В главе 6 мы вспомним об этом амбициозном заявлении и поговорим о том, чем на самом деле мог бы закончиться подобный эксперимент. Но пока что технология выращивания людей на заказ оставалась лишь мечтой. Чтобы хотя бы подступиться к ее разработке, нужно было сначала доказать фундаментальные утверждения бихевиоризма, в частности – что внешние стимулы определяют не только непосредственные реакции, но и долговременные устойчивые особенности психики и поведения. Например, некоторые вполне нейтральные, не полезные и не вредные предметы и явления вызывают у людей ничем не мотивированную симпатию, другие – столь же беспричинную неприязнь. Такое отношение может быть массовым (например, подавляющему большинству людей в самых разных культурах нравятся цветы – хотя никакого практического применения они обычно не имеют), но бывает и сугубо индивидуальным. Среди людей, выросших в одной и той же культуре, одни любят кошек, другие терпеть их не могут, третьи более или менее равнодушны к ним. Откуда берутся эти симпатии и антипатии? Каким образом внешние воздействия могут их определять?
Уотсон придумал эксперимент, который должен был ответить на этот вопрос, и в конце 1919 года вместе со своей аспиранткой Розали Райнер приступил к его проведению. Подопытным стал 11-месячный мальчик, сын молодой нянечки из детского отделения клиники университета Джонса Хопкинса (в котором работали Уотсон и Райнер), обозначенный в написанной по итогам эксперимента статье как Альберт Б. (Много лет спустя, когда давний эксперимент снова стал предметом обсуждения специалистов, за его объектом закрепилось прозвище Маленький Альберт.) Эксперимент начался с того, что ребенку предъявляли разные объекты: живую белую крысу, несколько масок, хлопковую пряжу и т. д. Мальчик живо интересовался всеми этими штуками, тянулся потрогать их и, во всяком случае, не проявлял никакого страха – в чем и хотели убедиться исследователи.

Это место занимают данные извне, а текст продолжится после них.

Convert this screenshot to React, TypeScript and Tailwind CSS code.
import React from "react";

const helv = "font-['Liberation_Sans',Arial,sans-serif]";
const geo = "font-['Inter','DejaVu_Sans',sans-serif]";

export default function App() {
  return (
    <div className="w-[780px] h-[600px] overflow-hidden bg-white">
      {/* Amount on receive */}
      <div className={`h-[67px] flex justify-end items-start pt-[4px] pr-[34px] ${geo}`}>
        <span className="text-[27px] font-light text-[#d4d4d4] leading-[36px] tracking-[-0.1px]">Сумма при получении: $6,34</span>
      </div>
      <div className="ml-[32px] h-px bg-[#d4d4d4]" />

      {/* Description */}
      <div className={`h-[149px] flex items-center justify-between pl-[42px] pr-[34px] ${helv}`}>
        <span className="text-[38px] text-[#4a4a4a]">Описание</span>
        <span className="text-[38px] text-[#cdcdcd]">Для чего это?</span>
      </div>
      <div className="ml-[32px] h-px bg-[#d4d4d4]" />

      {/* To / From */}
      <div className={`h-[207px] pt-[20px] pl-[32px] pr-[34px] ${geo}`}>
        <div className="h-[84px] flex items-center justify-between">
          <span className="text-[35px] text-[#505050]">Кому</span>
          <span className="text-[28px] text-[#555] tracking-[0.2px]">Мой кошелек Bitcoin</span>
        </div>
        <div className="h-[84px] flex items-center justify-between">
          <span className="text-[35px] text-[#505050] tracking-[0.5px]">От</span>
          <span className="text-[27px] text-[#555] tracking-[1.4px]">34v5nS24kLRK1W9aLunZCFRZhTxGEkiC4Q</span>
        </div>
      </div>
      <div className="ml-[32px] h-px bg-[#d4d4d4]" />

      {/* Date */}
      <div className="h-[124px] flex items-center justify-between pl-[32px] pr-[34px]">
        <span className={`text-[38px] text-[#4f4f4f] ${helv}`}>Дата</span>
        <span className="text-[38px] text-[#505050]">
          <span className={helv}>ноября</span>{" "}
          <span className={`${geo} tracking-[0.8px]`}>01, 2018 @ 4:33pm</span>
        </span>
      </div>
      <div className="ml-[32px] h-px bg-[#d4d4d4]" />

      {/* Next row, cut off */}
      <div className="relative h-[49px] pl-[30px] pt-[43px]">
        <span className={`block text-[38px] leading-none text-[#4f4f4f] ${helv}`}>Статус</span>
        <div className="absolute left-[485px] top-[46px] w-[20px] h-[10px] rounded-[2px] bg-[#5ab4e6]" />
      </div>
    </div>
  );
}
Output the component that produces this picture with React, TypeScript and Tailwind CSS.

Затем Уотсон и Райнер приступили к собственно «воспитанию чувств». Ребенку опять приносили белую крысу, и в тот момент, когда он тянулся к ней, один из экспериментаторов за ширмой ударял молотком в стальную полосу (ранее было выяснено, что Альберт пугается этого звука). Малыш испуганно отдергивал руку, потом успокаивался, снова тянулся к зверьку – и страшный гром гремел снова. Вскоре ребенок перестал пытаться прикоснуться к крысе, а когда она сама приближалась к нему, начинал плакать. В последующие дни он плакал, как только крыса появлялась в лаборатории.